The UK’s National Crime Agency participated in an international investigation that resulted in a shutdown of an encryption service used by cybercriminals to remain anonymous during illegal activities, known as LabVPN.

The operation was led by German police (the Hanover Police Department) and resulted in the seizure of 15 server infrastructures worldwide. The UK’s NCA participated by taking the UK server of the network offline, with the domains changed for the page “this domain has been seized.”

Established in 2008, LabVPN has been offering virtual private network (VPN) services on the dark web for just $60 per year.

“This service has been used by cyber-criminals in the preparatory stages of ransomware attacks that have caused significant economic harm to UK businesses,” the official statement by the NCA says.

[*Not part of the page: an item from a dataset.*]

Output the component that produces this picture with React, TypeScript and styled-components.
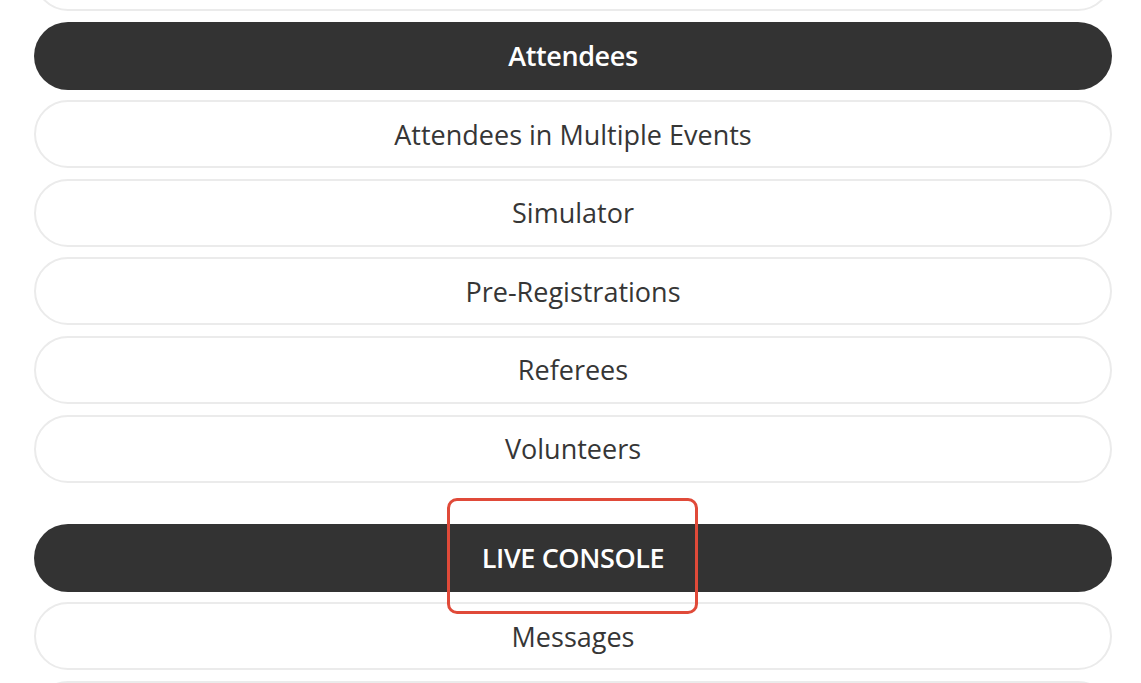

By using LabVPN, malicious actors didn’t have to worry about staying anonymous while conducting criminal activity online. Additionally, the service facilitated communication between ransomware group members - specifically about ransomware campaigns - and the creation of criminal structures used to deploy ransomware.

According to John Denley, Deputy Director of the NCA’s National Cyber Crime Unit, threat actors who opted for LabVPN were convinced they would evade capture but were proven wrong.

“This operation shows they were wrong and that there is no hiding place from the combined power of global law enforcement when it comes to taking down illegal IT infrastructure. This included the NCA switching off servers which were being hosted in the UK,” Denley is quoted in the statement.

The existing cooperation is ongoing, with Denley suggesting that the NCA will continue to work with their global partners.

“We continue to work closely with international partners to bolster our capability to respond to this national security threat and strengthen the UK’s response to cyber crime.”